Information provided

::::::::

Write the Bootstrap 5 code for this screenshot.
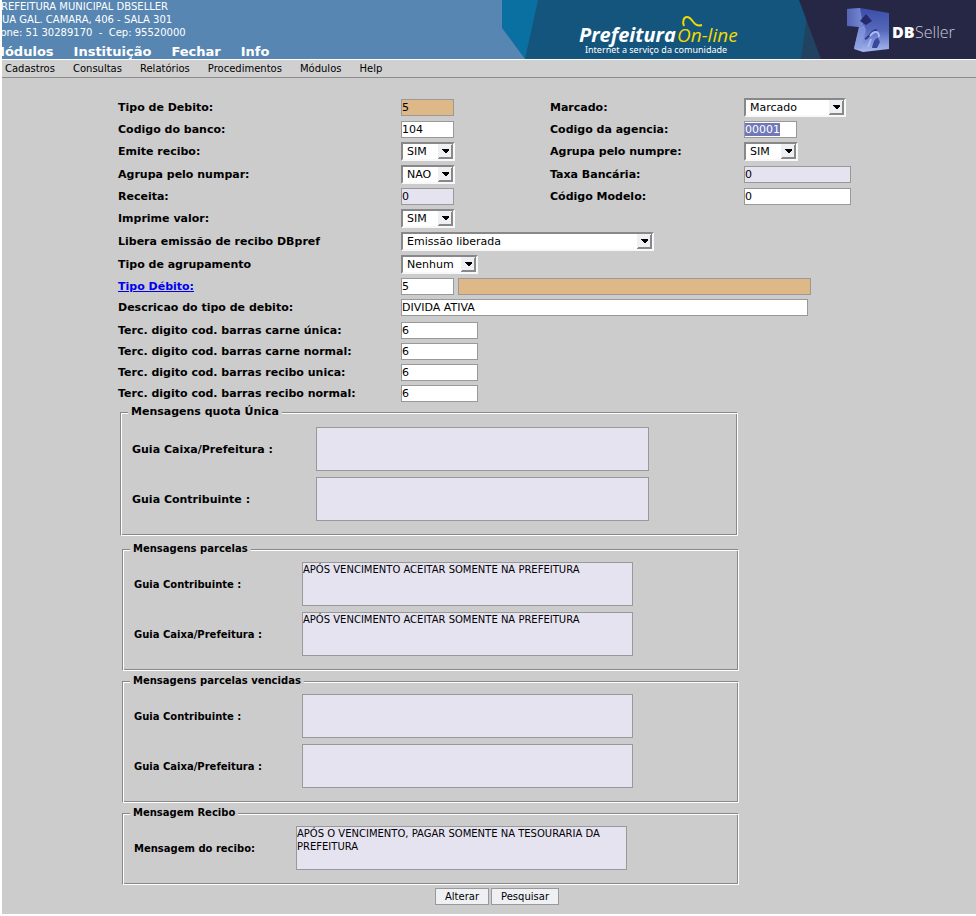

::::::::

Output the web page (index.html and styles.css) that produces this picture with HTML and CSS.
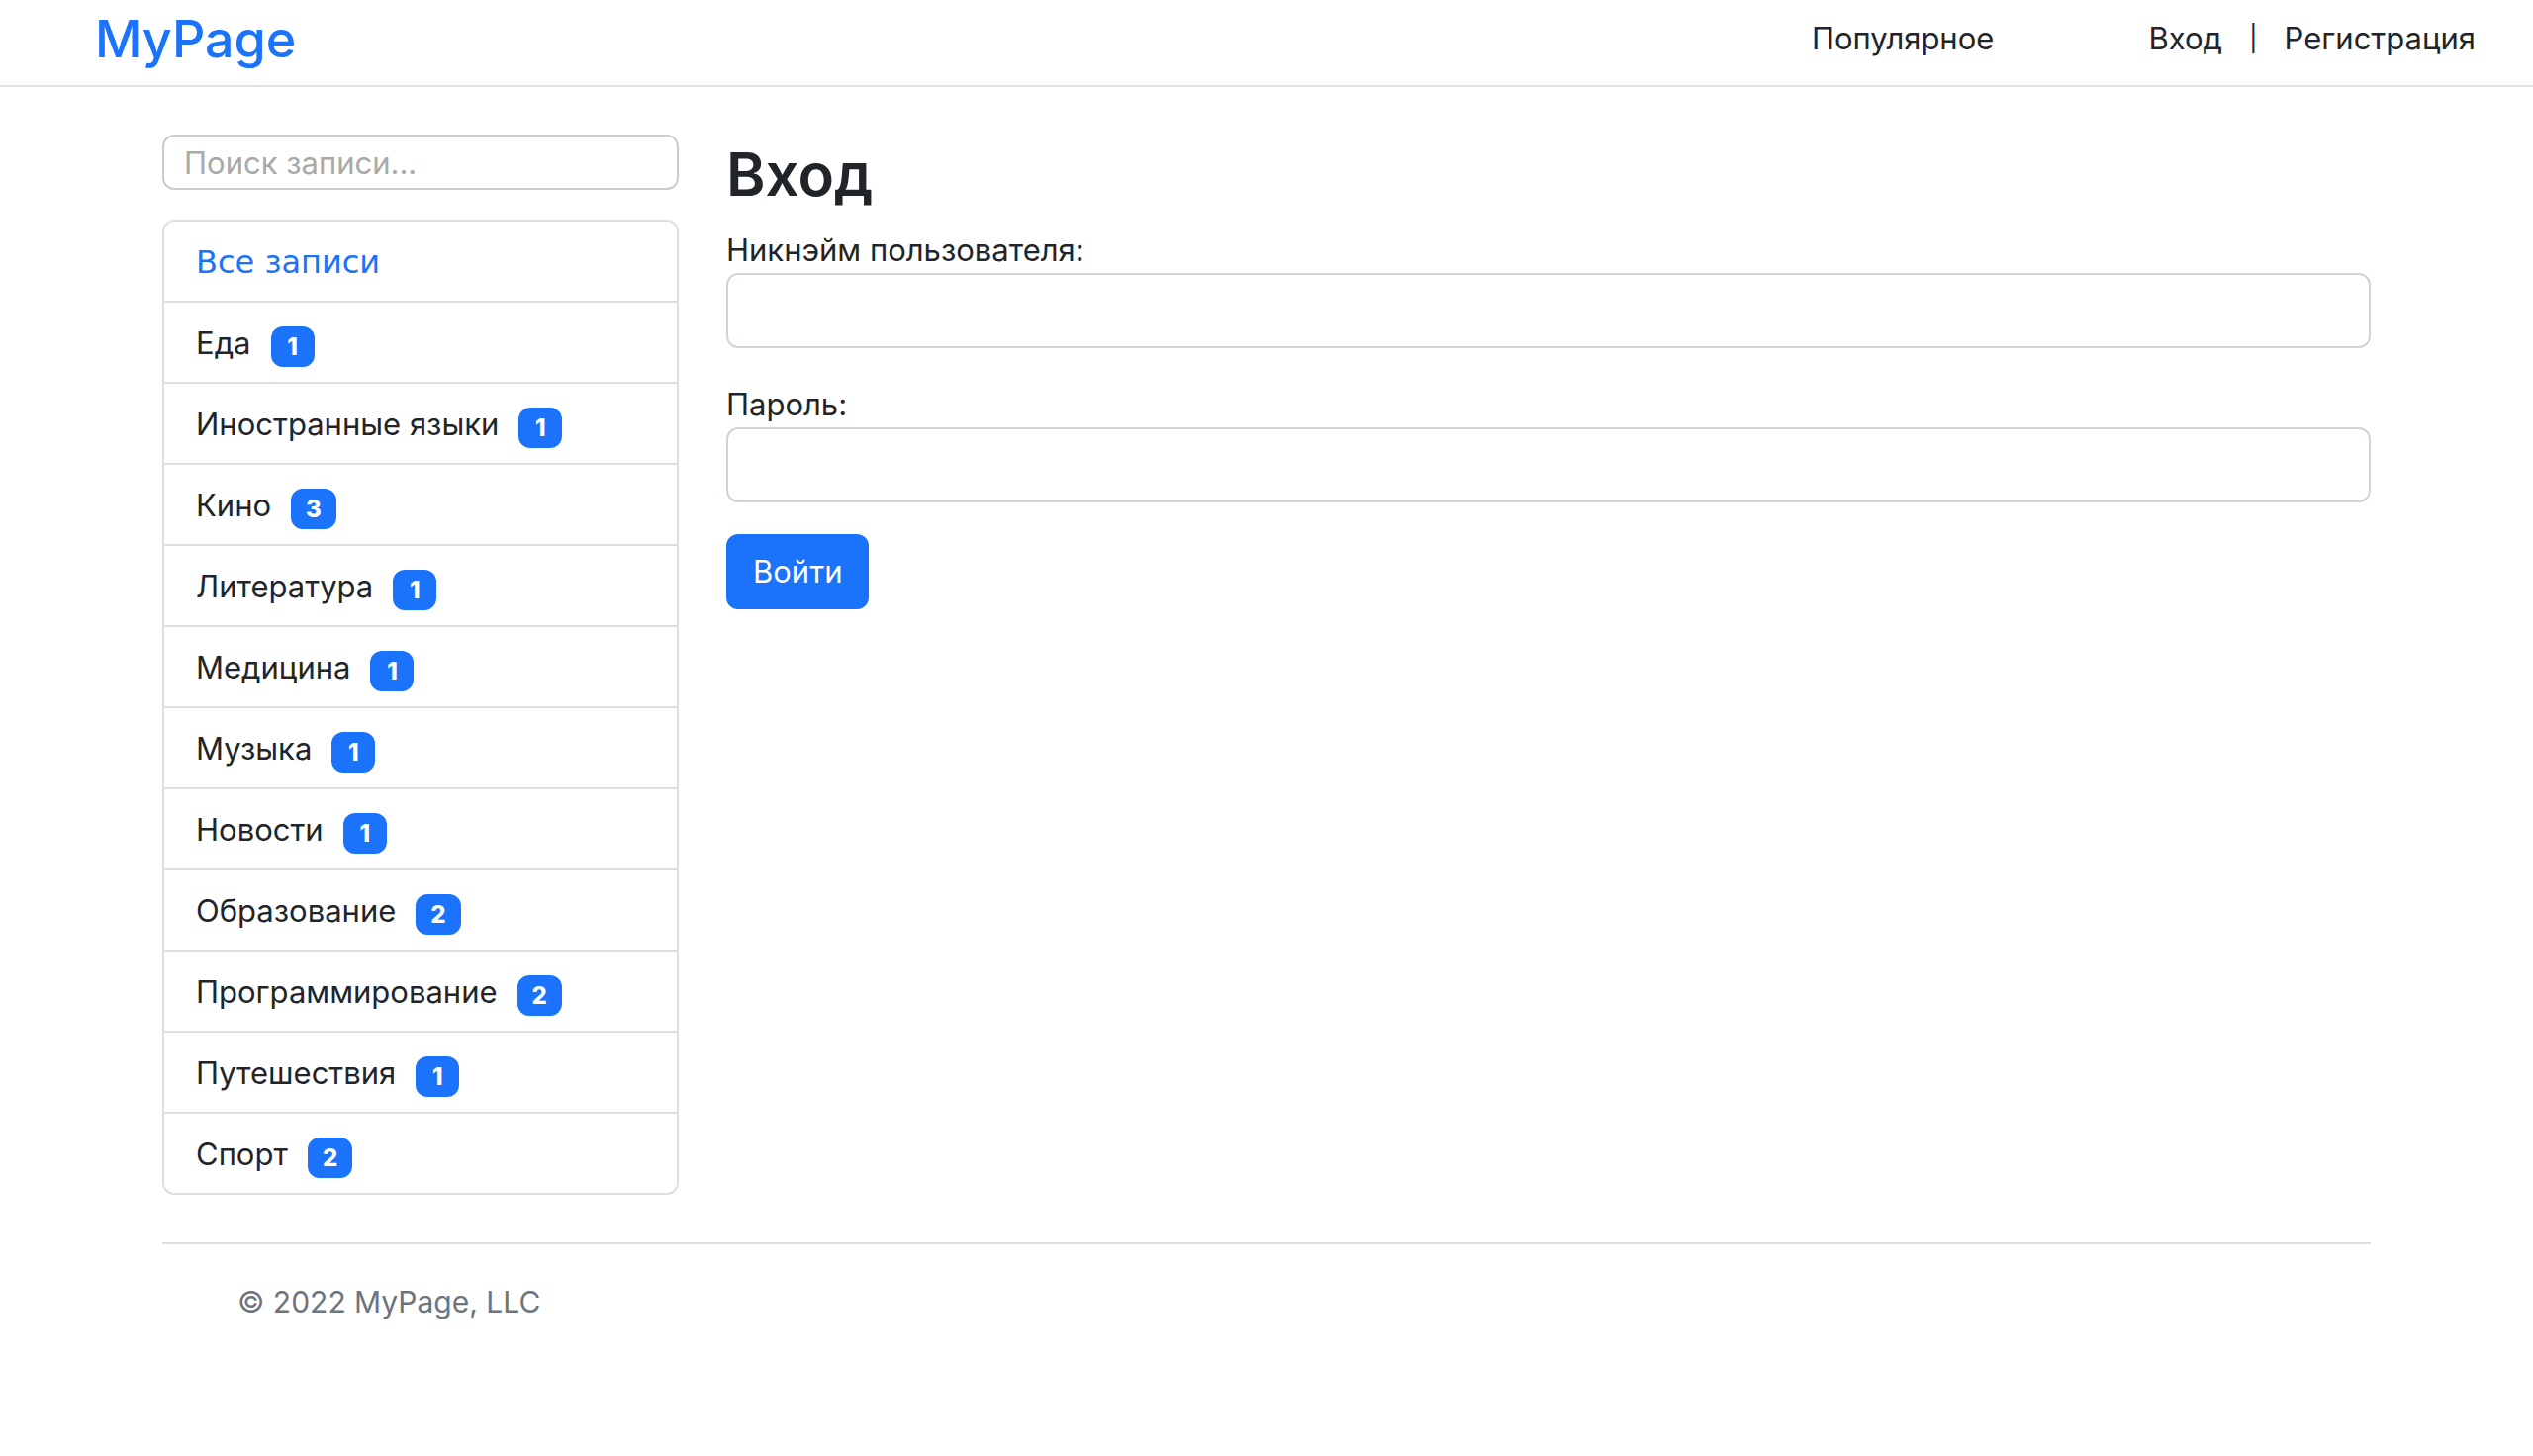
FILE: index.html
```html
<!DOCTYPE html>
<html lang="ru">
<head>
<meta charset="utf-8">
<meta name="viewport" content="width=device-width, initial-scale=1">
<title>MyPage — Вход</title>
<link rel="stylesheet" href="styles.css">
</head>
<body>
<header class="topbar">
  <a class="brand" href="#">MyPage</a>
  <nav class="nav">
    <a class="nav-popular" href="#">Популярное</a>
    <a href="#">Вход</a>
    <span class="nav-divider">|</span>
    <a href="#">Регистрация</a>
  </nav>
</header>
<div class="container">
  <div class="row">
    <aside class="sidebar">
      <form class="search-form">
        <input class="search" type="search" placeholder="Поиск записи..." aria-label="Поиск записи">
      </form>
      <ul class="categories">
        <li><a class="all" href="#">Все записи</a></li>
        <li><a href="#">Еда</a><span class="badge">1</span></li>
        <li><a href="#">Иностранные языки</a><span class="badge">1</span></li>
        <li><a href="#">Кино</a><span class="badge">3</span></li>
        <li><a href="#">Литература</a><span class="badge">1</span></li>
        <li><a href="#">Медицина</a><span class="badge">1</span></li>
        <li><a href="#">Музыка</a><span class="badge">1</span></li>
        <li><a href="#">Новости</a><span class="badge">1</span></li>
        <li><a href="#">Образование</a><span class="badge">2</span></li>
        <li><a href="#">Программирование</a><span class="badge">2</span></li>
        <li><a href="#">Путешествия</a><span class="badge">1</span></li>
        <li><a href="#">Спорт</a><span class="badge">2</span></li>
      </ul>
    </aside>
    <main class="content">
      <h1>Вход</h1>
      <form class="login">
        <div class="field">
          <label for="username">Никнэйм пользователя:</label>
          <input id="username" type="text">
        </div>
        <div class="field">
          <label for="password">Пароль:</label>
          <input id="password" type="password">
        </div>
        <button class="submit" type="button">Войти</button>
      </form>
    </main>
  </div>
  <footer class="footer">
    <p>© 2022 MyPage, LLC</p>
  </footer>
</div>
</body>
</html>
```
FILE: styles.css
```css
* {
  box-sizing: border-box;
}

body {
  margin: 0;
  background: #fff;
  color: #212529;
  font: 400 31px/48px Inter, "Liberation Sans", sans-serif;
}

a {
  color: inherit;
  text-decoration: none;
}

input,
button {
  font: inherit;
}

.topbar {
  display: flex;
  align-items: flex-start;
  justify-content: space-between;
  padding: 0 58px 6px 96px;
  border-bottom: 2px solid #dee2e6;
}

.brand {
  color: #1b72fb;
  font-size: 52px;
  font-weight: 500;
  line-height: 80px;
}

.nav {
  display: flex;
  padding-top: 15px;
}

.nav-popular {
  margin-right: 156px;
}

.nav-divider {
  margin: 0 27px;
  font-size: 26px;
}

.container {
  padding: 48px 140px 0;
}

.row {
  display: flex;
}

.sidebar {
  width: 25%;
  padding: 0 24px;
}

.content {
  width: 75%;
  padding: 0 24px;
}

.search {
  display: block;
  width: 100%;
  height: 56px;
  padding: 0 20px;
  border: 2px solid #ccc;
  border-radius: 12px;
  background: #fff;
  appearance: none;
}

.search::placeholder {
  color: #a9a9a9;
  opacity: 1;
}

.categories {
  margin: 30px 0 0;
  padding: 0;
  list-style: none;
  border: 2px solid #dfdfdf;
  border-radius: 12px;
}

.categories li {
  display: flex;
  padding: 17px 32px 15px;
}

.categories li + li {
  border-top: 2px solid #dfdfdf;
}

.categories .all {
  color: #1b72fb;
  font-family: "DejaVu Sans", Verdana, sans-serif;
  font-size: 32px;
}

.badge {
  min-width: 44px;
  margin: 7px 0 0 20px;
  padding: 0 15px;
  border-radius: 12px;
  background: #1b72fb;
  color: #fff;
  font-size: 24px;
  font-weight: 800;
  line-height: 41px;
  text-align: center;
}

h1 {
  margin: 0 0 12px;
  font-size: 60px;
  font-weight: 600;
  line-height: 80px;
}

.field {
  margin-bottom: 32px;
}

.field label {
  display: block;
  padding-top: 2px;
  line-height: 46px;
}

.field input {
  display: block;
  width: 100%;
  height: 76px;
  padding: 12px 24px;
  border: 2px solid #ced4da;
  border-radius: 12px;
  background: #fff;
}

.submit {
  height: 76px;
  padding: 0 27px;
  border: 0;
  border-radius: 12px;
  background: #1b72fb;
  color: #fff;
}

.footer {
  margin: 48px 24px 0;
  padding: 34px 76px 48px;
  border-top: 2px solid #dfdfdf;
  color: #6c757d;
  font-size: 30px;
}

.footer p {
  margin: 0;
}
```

::::::::

Written problem
Find every line in the records above that contains the word "styles", and copy each one.

Answer to this exercise
Output the web page (index.html and styles.css) that produces this picture with HTML and CSS.
<link rel="stylesheet" href="styles.css">
FILE: styles.css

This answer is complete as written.